** Do this **
Print the listing from its top line through the line containing "import React from", nothing more, and leave out the pictures.
═════ Given information ═════
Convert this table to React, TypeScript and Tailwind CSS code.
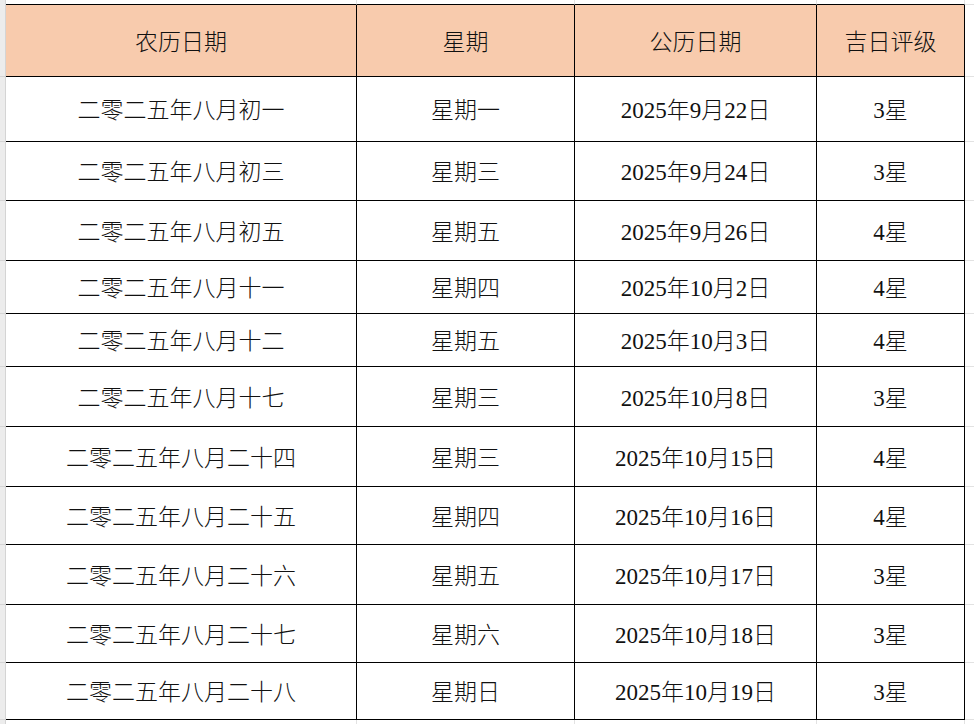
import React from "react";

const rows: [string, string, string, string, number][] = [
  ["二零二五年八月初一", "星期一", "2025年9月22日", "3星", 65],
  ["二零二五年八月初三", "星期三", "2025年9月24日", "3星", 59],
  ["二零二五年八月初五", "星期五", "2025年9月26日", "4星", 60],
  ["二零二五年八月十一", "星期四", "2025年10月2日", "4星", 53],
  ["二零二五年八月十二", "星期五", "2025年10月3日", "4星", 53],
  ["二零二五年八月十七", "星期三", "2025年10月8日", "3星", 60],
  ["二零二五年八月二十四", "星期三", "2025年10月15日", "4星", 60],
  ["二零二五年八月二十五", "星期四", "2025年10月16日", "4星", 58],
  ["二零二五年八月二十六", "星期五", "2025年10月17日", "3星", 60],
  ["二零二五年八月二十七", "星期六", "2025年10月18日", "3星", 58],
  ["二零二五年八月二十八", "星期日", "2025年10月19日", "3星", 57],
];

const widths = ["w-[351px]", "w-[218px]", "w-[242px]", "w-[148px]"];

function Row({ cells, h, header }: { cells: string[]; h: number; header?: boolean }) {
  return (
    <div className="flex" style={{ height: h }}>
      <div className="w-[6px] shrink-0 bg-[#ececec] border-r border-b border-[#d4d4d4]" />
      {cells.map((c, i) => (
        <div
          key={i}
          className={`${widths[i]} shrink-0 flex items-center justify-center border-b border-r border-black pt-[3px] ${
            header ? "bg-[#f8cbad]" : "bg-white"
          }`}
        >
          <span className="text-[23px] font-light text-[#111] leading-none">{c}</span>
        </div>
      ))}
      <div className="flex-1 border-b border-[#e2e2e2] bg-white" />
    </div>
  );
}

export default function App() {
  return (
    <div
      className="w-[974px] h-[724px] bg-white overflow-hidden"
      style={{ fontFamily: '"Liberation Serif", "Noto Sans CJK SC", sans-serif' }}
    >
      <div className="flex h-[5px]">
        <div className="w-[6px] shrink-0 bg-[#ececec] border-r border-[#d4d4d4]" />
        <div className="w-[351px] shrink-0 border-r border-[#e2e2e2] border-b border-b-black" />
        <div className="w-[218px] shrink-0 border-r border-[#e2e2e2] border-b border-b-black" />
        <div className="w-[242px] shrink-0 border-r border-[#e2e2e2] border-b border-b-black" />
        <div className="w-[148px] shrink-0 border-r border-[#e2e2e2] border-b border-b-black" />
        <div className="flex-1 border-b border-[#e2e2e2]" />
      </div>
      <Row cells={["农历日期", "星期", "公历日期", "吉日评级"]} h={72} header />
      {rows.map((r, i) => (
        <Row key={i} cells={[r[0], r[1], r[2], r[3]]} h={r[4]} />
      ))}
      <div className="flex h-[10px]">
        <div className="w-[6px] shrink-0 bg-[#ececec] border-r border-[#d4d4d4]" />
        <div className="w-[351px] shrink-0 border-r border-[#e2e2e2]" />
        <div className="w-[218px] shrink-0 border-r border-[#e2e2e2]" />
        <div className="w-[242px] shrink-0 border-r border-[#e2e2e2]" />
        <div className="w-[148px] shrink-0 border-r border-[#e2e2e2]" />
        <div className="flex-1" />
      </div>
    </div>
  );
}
═════
** Task answer **
Convert this table to React, TypeScript and Tailwind CSS code.
import React from "react";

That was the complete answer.